[PATCH 05/12] drm/amdgpu: Send no-retry XNACK for all fault types

jay@xxxxxxxxxxxxx (Jay Cornwall) · Wed, 12 Jul 2017 12:43:49 -0500

On Wed, Jul 12, 2017, at 12:37, Felix Kuehling wrote:
> On 17-07-12 11:59 AM, Alex Deucher wrote:
> > On Wed, Jul 12, 2017 at 1:40 AM, Felix Kuehling <felix.kuehling at amd.com> wrote:
> >> Any comments?
> >>
> >> I believe this is a nice stability improvement. In case of VM faults
> >> they don't take down the whole GPU with an interrupt storm.
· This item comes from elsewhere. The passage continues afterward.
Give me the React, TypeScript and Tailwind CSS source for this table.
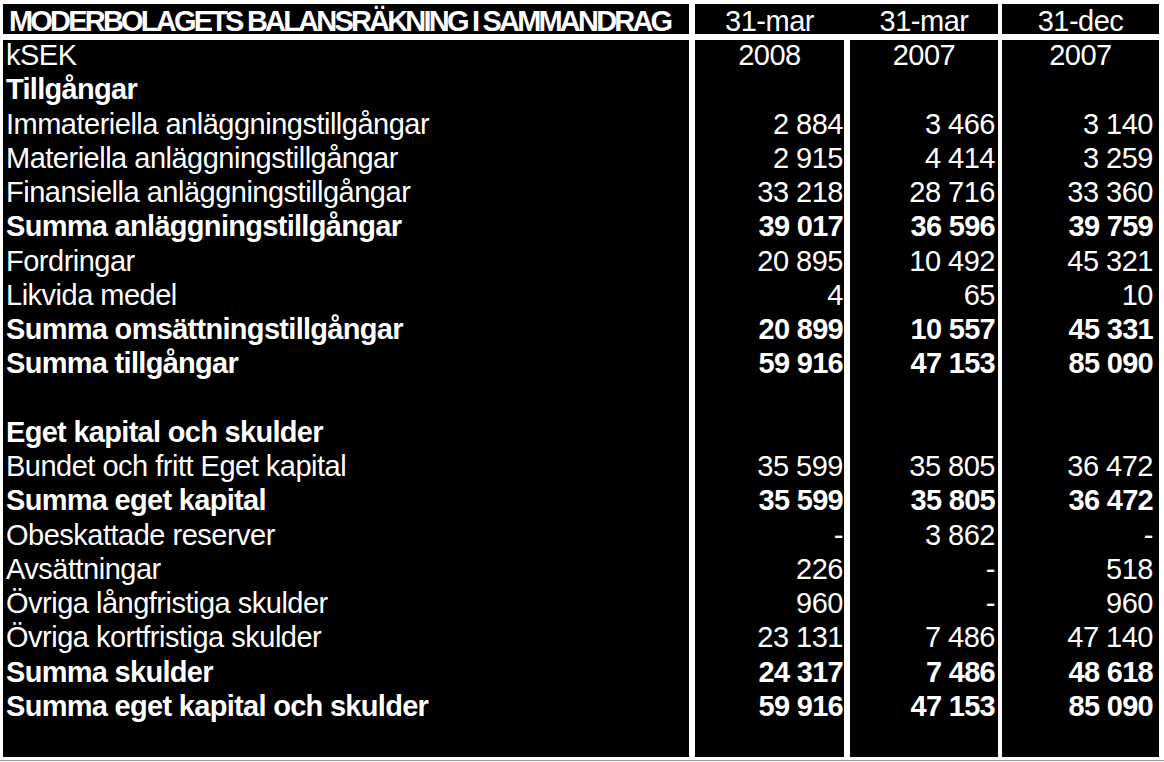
import React from 'react';

type Row = {
  label: string;
  bold?: boolean;
  values?: [string, string, string];
  center?: boolean;
};

const rows: Row[] = [
  { label: 'kSEK', values: ['2008', '2007', '2007'], center: true },
  { label: 'Tillgångar', bold: true },
  { label: 'Immateriella anläggningstillgångar', values: ['2 884', '3 466', '3 140'] },
  { label: 'Materiella anläggningstillgångar', values: ['2 915', '4 414', '3 259'] },
  { label: 'Finansiella anläggningstillgångar', values: ['33 218', '28 716', '33 360'] },
  { label: 'Summa anläggningstillgångar', bold: true, values: ['39 017', '36 596', '39 759'] },
  { label: 'Fordringar', values: ['20 895', '10 492', '45 321'] },
  { label: 'Likvida medel', values: ['4', '65', '10'] },
  { label: 'Summa omsättningstillgångar', bold: true, values: ['20 899', '10 557', '45 331'] },
  { label: 'Summa tillgångar', bold: true, values: ['59 916', '47 153', '85 090'] },
  { label: '' },
  { label: 'Eget kapital och skulder', bold: true },
  { label: 'Bundet och fritt Eget kapital', values: ['35 599', '35 805', '36 472'] },
  { label: 'Summa eget kapital', bold: true, values: ['35 599', '35 805', '36 472'] },
  { label: 'Obeskattade reserver', values: ['-', '3 862', '-'] },
  { label: 'Avsättningar', values: ['226', '-', '518'] },
  { label: 'Övriga långfristiga skulder', values: ['960', '-', '960'] },
  { label: 'Övriga kortfristiga skulder', values: ['23 131', '7 486', '47 140'] },
  { label: 'Summa skulder', bold: true, values: ['24 317', '7 486', '48 618'] },
  { label: 'Summa eget kapital och skulder', bold: true, values: ['59 916', '47 153', '85 090'] },
];

// right padding of each number column, as in the original sheet
const valuePad = ['pr-[1px]', 'pr-[3px]', 'pr-[6px]'];

function Cell({ text, bold, align, pad }: { text: string; bold?: boolean; align: 'left' | 'right' | 'center'; pad?: string }) {
  const alignCls = align === 'left' ? 'text-left' : align === 'right' ? 'text-right' : 'text-center';
  return (
    <div
      className={`h-[34.26px] leading-[34.26px] whitespace-nowrap ${alignCls} ${pad ?? ''} ${
        bold ? 'font-bold tracking-[-0.7px]' : 'font-normal tracking-[-0.5px]'
      }`}
    >
      {text || '\u00a0'}
    </div>
  );
}

export default function App() {
  return (
    <div
      className="w-[1164px] h-[762px] bg-white text-white text-[29px] overflow-hidden"
      style={{ fontFamily: '"Liberation Sans", Arial, sans-serif' }}
    >
      <div className="pt-[4px] pl-[3px]">
        <div className="grid grid-cols-[686px_6px_149px_6px_148px_4px_157px] grid-rows-[30px_717px] gap-y-[6px]">
          {/* header */}
          <div className="col-start-1 bg-black pl-[6px] pt-[2px] leading-[30px] font-bold tracking-[-2.8px] whitespace-nowrap">
            MODERBOLAGETS BALANSRÄKNING I SAMMANDRAG
          </div>
          <div className="col-start-3 col-span-3 bg-black grid grid-cols-[149px_6px_148px] pt-[2px] leading-[30px] tracking-[-0.5px]">
            <div className="col-start-1 text-center">31-mar</div>
            <div className="col-start-3 text-center">31-mar</div>
          </div>
          <div className="col-start-7 bg-black text-center pt-[2px] leading-[30px] tracking-[-0.5px]">31-dec</div>

          {/* body */}
          <div className="col-start-1 bg-black pl-[3px]">
            <div className="-mt-[2px]">
              {rows.map((r, i) => (
                <Cell key={i} text={r.label} bold={r.bold} align="left" />
              ))}
            </div>
          </div>
          {[0, 1, 2].map((c) => (
            <div key={c} className={`${c === 0 ? 'col-start-3' : c === 1 ? 'col-start-5' : 'col-start-7'} bg-black`}>
              <div className="-mt-[2px]">
                {rows.map((r, i) => (
                  <Cell
                    key={i}
                    text={r.values ? r.values[c] : ''}
                    bold={r.bold}
                    align={r.center ? 'center' : 'right'}
                    pad={r.center ? '' : valuePad[c]}
                  />
                ))}
              </div>
            </div>
          ))}
        </div>
        <div className="mt-[3px] -ml-[3px] h-px w-[1164px] bg-[#9a9a9a]" />
      </div>
    </div>
  );
}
With KFD we
> >> can recover without a GPU reset in many cases just by unmapping the
> >> offending process' queues.
> > Will this cause any problems with enabling recoverable page faults
> > later?  If not,
> > Acked-by: Alex Deucher <alexander.deucher at amd.com>
> 
> Like John said, this will need to be backed out when we enable
> recoverable page faults. The nice thing on Vega10 is, that it's a
> per-VMID setting. That will allow us for example to enable recoverable
> page faults for KFD VMIDs for implementing a real HSA memory model,
> without affecting the graphics VMIDs.

Right, the plan is to re-enable this feature once the interrupt storm
has been resolved. There are a few options for this discussed internally
but not currently implemented as far as I know.

I have a backup plan for implementing recoverable page faults with
no-retry XNACK if that doesn't pan out.